Seriously speaking, the relationship between Tausug and Zamboanga could be molded by the political accommodation which they developed towards the end of the Spanish period and the brotherly approach they had under a common conqueror, the Americans, under a common Constitution during the Commonwealth and the Republic and under an equalitarian rule under New Society. If there are disparaging differences, these can only be vestigial roots of the Spanish influence which then sought to divide us and which hopefully the New Society will obliterate as President Marcos steers the nation into peace and enlightenment.
CONCLUSION Our point of commonality transcends this eighteenth-nineteenth century limitations: we are members of one humanity. The Tausug World and the Zamboanga World exist only in the terminology of a limited time-space continuum. The reality of these worlds actually lies in their being a part of a phenomenon of unfolding of God’s will in the affairs of man. In essence, there really is only one world.

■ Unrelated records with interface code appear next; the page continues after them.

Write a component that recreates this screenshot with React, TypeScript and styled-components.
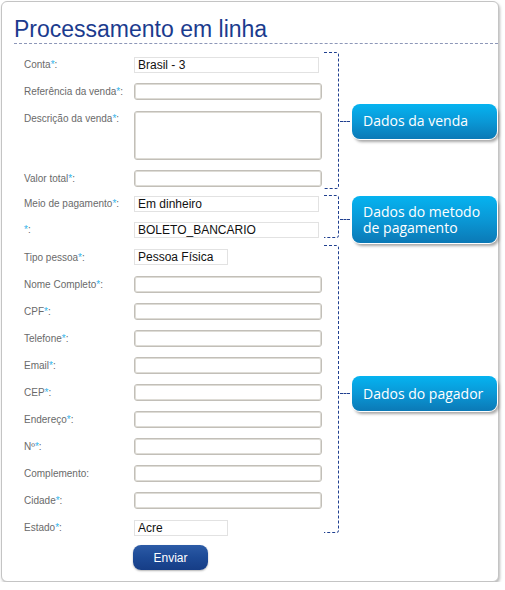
import React from "react";
import styled, { createGlobalStyle } from "styled-components";

const Global = createGlobalStyle`
  html, body { margin: 0; padding: 0; background: #fff; }
  body { font-family: "Liberation Sans", Arial, sans-serif; }
`;

const Card = styled.div`
  box-sizing: border-box;
  width: 498px;
  height: 581px;
  margin: 1px 0 0 1px;
  border: 1px solid #c4c4c4;
  border-radius: 6px;
  background: #fff;
  box-shadow: 1px 2px 3px rgba(0, 0, 0, 0.28);
  padding-top: 14px;
  display: flex;
  flex-direction: column;
`;

const Title = styled.h1`
  margin: 0 0 0 12px;
  font-family: "Liberation Sans", Arial, sans-serif;
  font-weight: normal;
  font-size: 23px;
  line-height: 27px;
  color: #1b3b8e;
  border-bottom: 1px dashed #8d97b8;
`;

const Form = styled.form`
  padding: 7px 0 0 22px;
  display: flex;
  flex-direction: column;
`;

const Group = styled.div`
  display: flex;
  align-items: stretch;
`;

const Fields = styled.div`
  width: 298px;
  display: flex;
  flex-direction: column;
`;

const Row = styled.div<{ $h: number; $top?: number }>`
  height: ${(p) => p.$h}px;
  display: grid;
  grid-template-columns: 110px 188px;
  align-items: ${(p) => (p.$top !== undefined ? "start" : "center")};
  padding-top: ${(p) => p.$top ?? 0}px;
  box-sizing: border-box;
`;

const Label = styled.label<{ $shift?: number }>`
  font-size: 10px;
  line-height: 13px;
  color: #6a6a6a;
  margin-top: ${(p) => p.$shift ?? 0}px;
`;

const Star = styled.span`
  color: #35b4ea;
`;

const TextInput = styled.input`
  box-sizing: border-box;
  width: 188px;
  height: 17px;
  margin: 0;
  border: 1px solid #c2bfb8;
  box-shadow: inset 0 0 0 1px #dedcd6;
  border-radius: 3px;
  background: #fff;
  font: 12px "Liberation Sans", Arial, sans-serif;
  padding: 0 4px;
  outline: none;
`;

const TextArea = styled.textarea`
  box-sizing: border-box;
  width: 188px;
  height: 49px;
  margin: 0;
  border: 1px solid #c2bfb8;
  box-shadow: inset 0 0 0 1px #dedcd6;
  border-radius: 3px;
  background: #fff;
  resize: none;
  outline: none;
  font: 12px "Liberation Sans", Arial, sans-serif;
`;

const Select = styled.select<{ $w: number }>`
  appearance: none;
  -webkit-appearance: none;
  box-sizing: border-box;
  width: ${(p) => p.$w}px;
  height: 16px;
  margin: 0;
  border: 1px solid #e2e2e2;
  border-radius: 0;
  background: #fff;
  color: #111;
  font: 12px "Liberation Sans", Arial, sans-serif;
  line-height: 14px;
  padding: 0 0 0 3px;
  outline: none;
`;

const Bracket = styled.div<{ $mt: number; $mb: number }>`
  box-sizing: border-box;
  width: 15px;
  margin: ${(p) => p.$mt}px 0 ${(p) => p.$mb}px 2px;
  border-top: 1px dashed #1f3f8f;
  border-right: 1px dashed #1f3f8f;
  border-bottom: 1px dashed #1f3f8f;
  border-radius: 0 3px 3px 0;
`;

const Note = styled.div<{ $dy?: number }>`
  display: flex;
  align-items: center;
  align-self: center;
  margin-top: ${(p) => p.$dy ?? 0}px;
`;

const Connector = styled.div`
  width: 10px;
  margin-left: 1px;
  border-top: 1px dashed #1f3f8f;
`;

const Callout = styled.div<{ $h: number }>`
  box-sizing: border-box;
  width: 145px;
  height: ${(p) => p.$h}px;
  margin-left: 2px;
  padding: 0 6px 0 11px;
  border-radius: 8px;
  background: linear-gradient(to bottom, #05b3f0 0%, #0a98d6 50%, #0b79b6 100%);
  box-shadow: 0 0 0 1px #ffffff, 2px 3px 3px rgba(0, 0, 0, 0.35);
  color: #fff;
  font-family: "Open Sans", "Noto Sans", sans-serif;
  font-size: 14px;
  line-height: 16px;
  display: flex;
  align-items: center;
`;

const ButtonRow = styled.div`
  padding: 4px 0 0 109px;
`;

const Button = styled.button`
  width: 75px;
  height: 25px;
  border: none;
  border-radius: 8px;
  background: linear-gradient(to bottom, #2c5ba6 0%, #1d4a96 50%, #163d86 100%);
  box-shadow: 0 1px 2px rgba(0, 0, 0, 0.3);
  color: #fff;
  font: 12px "Liberation Sans", Arial, sans-serif;
  padding: 0;
  cursor: pointer;
`;

const Req = ({ text }: { text: string }) => (
  <>
    {text}
    <Star>*</Star>:
  </>
);

const payerFields = [
  "Nome Completo",
  "CPF",
  "Telefone",
  "Email",
  "CEP",
  "Endereço",
  "Nº",
];

export default function App() {
  return (
    <>
      <Global />
      <Card>
        <Title>Processamento em linha</Title>
        <Form onSubmit={(e) => e.preventDefault()}>
          <Group>
            <Fields>
              <Row $h={27}>
                <Label><Req text="Conta" /></Label>
                <Select $w={185} defaultValue="b3">
                  <option value="b3">Brasil - 3</option>
                </Select>
              </Row>
              <Row $h={27}>
                <Label><Req text="Referência da venda" /></Label>
                <TextInput />
              </Row>
              <Row $h={60} $top={6}>
                <Label $shift={1}><Req text="Descrição da venda" /></Label>
                <TextArea />
              </Row>
              <Row $h={26}>
                <Label><Req text="Valor total" /></Label>
                <TextInput />
              </Row>
            </Fields>
            <Bracket $mt={1} $mb={2} />
            <Note>
              <Connector />
              <Callout $h={35}>Dados da venda</Callout>
            </Note>
          </Group>

          <Group>
            <Fields>
              <Row $h={25}>
                <Label><Req text="Meio de pagamento" /></Label>
                <Select $w={185} defaultValue="d">
                  <option value="d">Em dinheiro</option>
                </Select>
              </Row>
              <Row $h={27}>
                <Label><Req text="" /></Label>
                <Select $w={185} defaultValue="b">
                  <option value="b">BOLETO_BANCARIO</option>
                </Select>
              </Row>
            </Fields>
            <Bracket $mt={4} $mb={5} />
            <Note $dy={5}>
              <Connector />
              <Callout $h={47}>Dados do metodo de pagamento</Callout>
            </Note>
          </Group>

          <Group>
            <Fields>
              <Row $h={28}>
                <Label><Req text="Tipo pessoa" /></Label>
                <Select $w={94} defaultValue="pf">
                  <option value="pf">Pessoa Física</option>
                </Select>
              </Row>
              {payerFields.map((f) => (
                <Row $h={27} key={f}>
                  <Label><Req text={f} /></Label>
                  <TextInput />
                </Row>
              ))}
              <Row $h={27}>
                <Label>Complemento:</Label>
                <TextInput />
              </Row>
              <Row $h={27}>
                <Label><Req text="Cidade" /></Label>
                <TextInput />
              </Row>
              <Row $h={27}>
                <Label><Req text="Estado" /></Label>
                <Select $w={94} defaultValue="ac">
                  <option value="ac">Acre</option>
                </Select>
              </Row>
            </Fields>
            <Bracket $mt={2} $mb={8} />
            <Note $dy={3}>
              <Connector />
              <Callout $h={35}>Dados do pagador</Callout>
            </Note>
          </Group>

          <ButtonRow>
            <Button type="submit">Enviar</Button>
          </ButtonRow>
        </Form>
      </Card>
    </>
  );
}
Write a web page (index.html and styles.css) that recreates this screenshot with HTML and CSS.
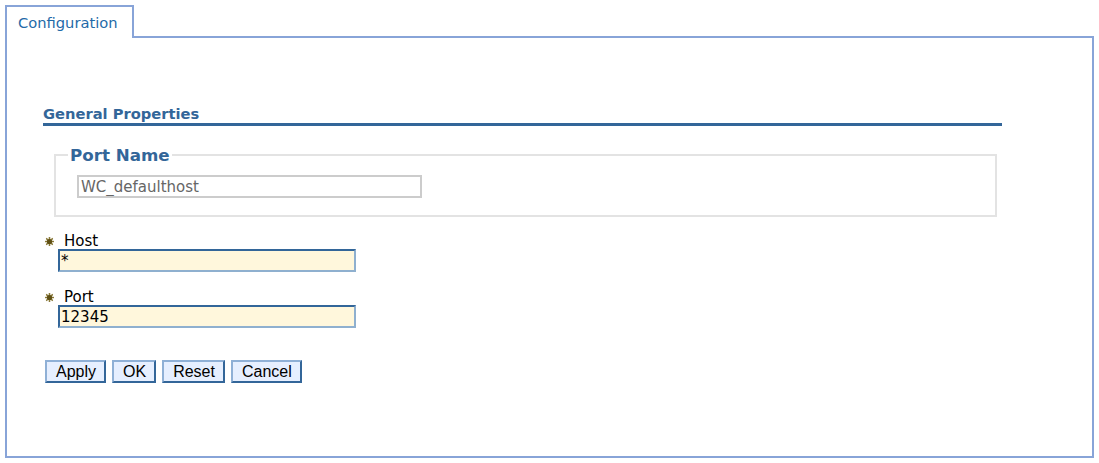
FILE: index.html
```html
<!DOCTYPE html>
<html>
<head>
<meta charset="utf-8">
<link rel="stylesheet" href="styles.css">
</head>
<body>
<div class="tabbar">
  <div class="tab">Configuration</div>
  <div class="tab-fill"></div>
</div>
<div class="panel">
  <div class="section">
    <h2 class="section-title">General Properties</h2>
    <fieldset class="group">
      <legend class="group-legend">Port Name</legend>
      <input class="readonly-input" type="text" value="WC_defaulthost" readonly>
    </fieldset>
    <div class="field">
      <label class="field-label"><span class="req"><svg width="9" height="9" viewBox="0 0 9 9"><g stroke="#8a7a3a" stroke-width="1.6" stroke-linecap="round"><line x1="4.5" y1="0.6" x2="4.5" y2="8.4"/><line x1="0.6" y1="4.5" x2="8.4" y2="4.5"/><line x1="1.7" y1="1.7" x2="7.3" y2="7.3"/><line x1="7.3" y1="1.7" x2="1.7" y2="7.3"/></g><circle cx="4.5" cy="4.5" r="2.6" fill="#5e4f14"/></svg></span>Host</label>
      <input class="text-input" type="text" value="*">
    </div>
    <div class="field">
      <label class="field-label"><span class="req"><svg width="9" height="9" viewBox="0 0 9 9"><g stroke="#8a7a3a" stroke-width="1.6" stroke-linecap="round"><line x1="4.5" y1="0.6" x2="4.5" y2="8.4"/><line x1="0.6" y1="4.5" x2="8.4" y2="4.5"/><line x1="1.7" y1="1.7" x2="7.3" y2="7.3"/><line x1="7.3" y1="1.7" x2="1.7" y2="7.3"/></g><circle cx="4.5" cy="4.5" r="2.6" fill="#5e4f14"/></svg></span>Port</label>
      <input class="text-input" type="text" value="12345">
    </div>
    <div class="buttons">
      <button class="btn">Apply</button>
      <button class="btn">OK</button>
      <button class="btn">Reset</button>
      <button class="btn">Cancel</button>
    </div>
  </div>
</div>
</body>
</html>
```
FILE: styles.css
```css
html, body {
  margin: 0;
  padding: 0;
  background: #ffffff;
}
body {
  padding: 5px 5px 0 5px;
  font-family: "DejaVu Sans", Verdana, sans-serif;
  font-size: 14.7px;
  color: #000;
}
.tabbar {
  display: flex;
  height: 33px;
}
.tab {
  border: 2px solid #88a4d8;
  border-bottom: none;
  color: #1f6aa8;
  font-size: 14.7px;
  line-height: 18px;
  padding: 7px 0 0 11px;
  box-sizing: border-box;
  width: 129px;
  background: #fff;
}
.tab-fill {
  flex: 1;
  border-bottom: 2px solid #88a4d8;
  border-right: 2px solid #88a4d8;
  margin-top: 31px;
}
.panel {
  height: 420px;
  box-sizing: border-box;
  border: 2px solid #88a4d8;
  border-top: none;
}
.section {
  padding: 67px 0 0 36px;
}
.section-title {
  margin: 0;
  width: 959px;
  font-size: 14.7px;
  font-weight: bold;
  color: #336699;
  border-bottom: 3px solid #336699;
  padding-bottom: 0;
  line-height: 18px;
}
.group {
  margin: 19px 0 0 11px;
  width: 943px;
  box-sizing: border-box;
  border: 2px solid #e3e3e3;
  padding: 10px 0 17px 21px;
}
.group-legend {
  font-size: 16.7px;
  line-height: 20px;
  font-weight: bold;
  color: #336699;
  padding: 0 2px;
  margin-left: -9px;
}
.readonly-input {
  display: block;
  width: 345px;
  height: 23px;
  box-sizing: border-box;
  border: 2px solid #cccccc;
  font-family: "DejaVu Sans", Verdana, sans-serif;
  font-size: 15px;
  color: #666;
  padding: 0 2px;
  margin: 0;
  outline: none;
}
.field {
  margin-top: 16px;
  display: flex;
  flex-direction: column;
}
.field + .field {
  margin-top: 17px;
}
.field-label {
  display: flex;
  align-items: center;
  font-size: 15px;
  line-height: 16px;
  color: #000;
  margin-left: 2px;
}
.req {
  display: inline-flex;
  width: 9px;
  height: 9px;
  margin-right: 10px;
}
.text-input {
  margin: 0 0 0 15px;
  width: 298px;
  height: 23px;
  box-sizing: border-box;
  background: #fff7dc;
  border: 2px solid;
  border-color: #336699 #8fb0cf #8fb0cf #336699;
  font-family: "DejaVu Sans", Verdana, sans-serif;
  font-size: 15px;
  color: #000;
  padding: 0 1px;
  outline: none;
}
.buttons {
  display: flex;
  gap: 6px;
  margin: 32px 0 0 2px;
}
.btn {
  height: 23px;
  box-sizing: border-box;
  background: #e6efff;
  border: 2px solid;
  border-color: #8fb0d6 #336699 #336699 #8fb0d6;
  font-family: "Liberation Sans", Arial, sans-serif;
  font-size: 16px;
  color: #000;
  padding: 0 8px 0 9px;
  line-height: 17px;
}
```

In a larger sense, the confluence of the many historical ramifications of God’s religion into its original stream would remove all these illusory phenomena to give way to a “humanization like” congruence a seed emerging out of an unfolding many petalled flower. –Laja Today under the new society, ecumenism and judicious diplomatic ventures, this seed of unity is becoming a reality. But these signs and of hope and enlightenment, signs that we have somehow realized that we are just men, not divine absolutes. We have realized that religion is a personal thing between God and Man, not institutionalized, and that religious freedom involves the rights of a man to choose his path to God without being influenced indirectly by circumstances of birth, economic necessity or the thinking of the majority.
Ancient Spain’s edicts no longer hold true. Here in this country under the new Society, unity in diversity which most of us envision but fail to understand, will take a firmer root under the guidance of the highest God, the Omnipotent, the Omnipresent called by many names by many temporal beings in this temporal phenomenal world of men.